Use of fine aggregate matrix experimental data in improving reliability of fatigue life prediction of asphalt concrete

Asphalt concrete (AC) material performance has been assessed by numerous mechanistic models over the years. Often these models are purported to enable more accurate prediction of the pavement service life than existing empirical models. Most of these models use fundamental material properties, which are obtained by performing experiments on the materials, as input variables. However, by introducing more variables, these models create the potential for greater uncertainty because the variables have inherent variability. Variations observed in these input parameters affect the reliability of any resulting performance predictions. In an effort to improve the reliability of fatigue life predictions, experimental data from the fine aggregate matrix (FAM) phase was used in this study for predicting fatigue life.
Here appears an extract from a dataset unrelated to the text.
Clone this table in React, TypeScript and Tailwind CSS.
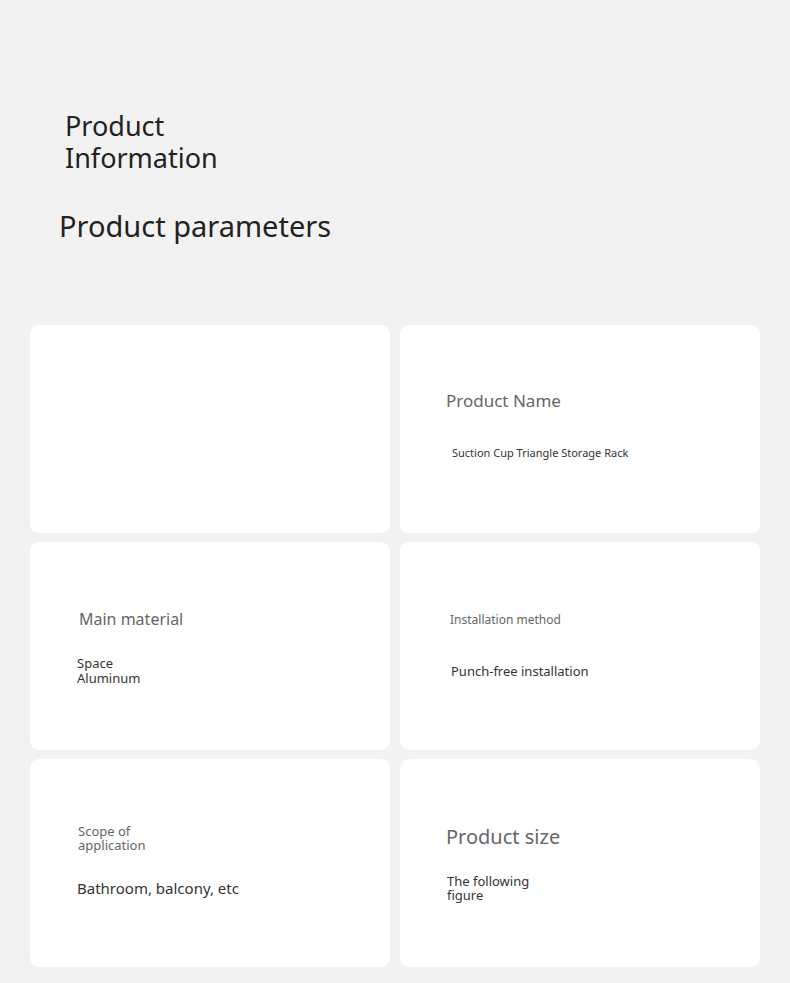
import React from "react";

const font = { fontFamily: '"Noto Sans", "Open Sans", sans-serif' };

export default function App() {
  return (
    <div className="w-[790px] h-[983px] bg-[#f2f2f2] overflow-hidden" style={font}>
      <div className="pt-[110px] pl-[65px] text-[27px] leading-[32px] text-[#222]">
        <div>Product</div>
        <div>Information</div>
      </div>
      <div className="mt-[34px] pl-[59px] text-[29px] leading-[36px] text-[#222]">
        Product parameters
      </div>
      <div className="mt-[81px] px-[30px] grid grid-cols-2 gap-x-[10px] gap-y-[9px]">
        <div className="h-[208px] bg-white rounded-[9px]" />
        <div className="h-[208px] bg-white rounded-[9px] pt-[66px]">
          <div className="pl-[46px] text-[17px] leading-[20px] text-[#666]">Product Name</div>
          <div className="mt-[35px] pl-[52px] text-[11px] leading-[14px] text-[#333]">
            Suction Cup Triangle Storage Rack
          </div>
        </div>
        <div className="h-[208px] bg-white rounded-[9px] pt-[67px]">
          <div className="pl-[49px] text-[16px] leading-[20px] text-[#666]">Main material</div>
          <div className="mt-[27px] pl-[47px] text-[13px] leading-[15px] text-[#333]">
            <div>Space</div>
            <div>Aluminum</div>
          </div>
        </div>
        <div className="h-[208px] bg-white rounded-[9px] pt-[70px]">
          <div className="pl-[50px] text-[12px] leading-[16px] text-[#666]">Installation method</div>
          <div className="mt-[35px] pl-[51px] text-[13px] leading-[16px] text-[#333]">
            Punch-free installation
          </div>
        </div>
        <div className="h-[208px] bg-white rounded-[9px] pt-[65px]">
          <div className="pl-[48px] text-[13px] leading-[14px] text-[#666]">
            <div>Scope of</div>
            <div>application</div>
          </div>
          <div className="mt-[27px] pl-[47px] text-[15px] leading-[18px] text-[#333]">
            Bathroom, balcony, etc
          </div>
        </div>
        <div className="h-[208px] bg-white rounded-[9px] pt-[66px]">
          <div className="pl-[46px] text-[20px] leading-[24px] text-[#666]">Product size</div>
          <div className="mt-[25px] pl-[47px] text-[13px] leading-[14px] text-[#333]">
            <div>The following</div>
            <div>figure</div>
          </div>
        </div>
      </div>
    </div>
  );
}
From the comparative assessment, it was observed that the reliability of fatigue life predictions was improved by more than 50% when data from the FAM phase rather than AC data were used. An upscaling procedure was used in predicting the AC material fundamental properties and then in performing a reliability analysis with the predicted data. More reliable fatigue prediction results were also observed when the AC predicted data were used; however, this improvement was not as good as that in the FAM phase. A parametric sensitivity analysis was performed to determine whether variation in any one parameter resulted in a greater impact on the resultant reliability than did variation of other parameters. From the analysis, it was observed that the variation of the modulus parameter affected the reliability predictions more than did the variation of the other input parameters considered in this study, regardless of the model failure criteria used.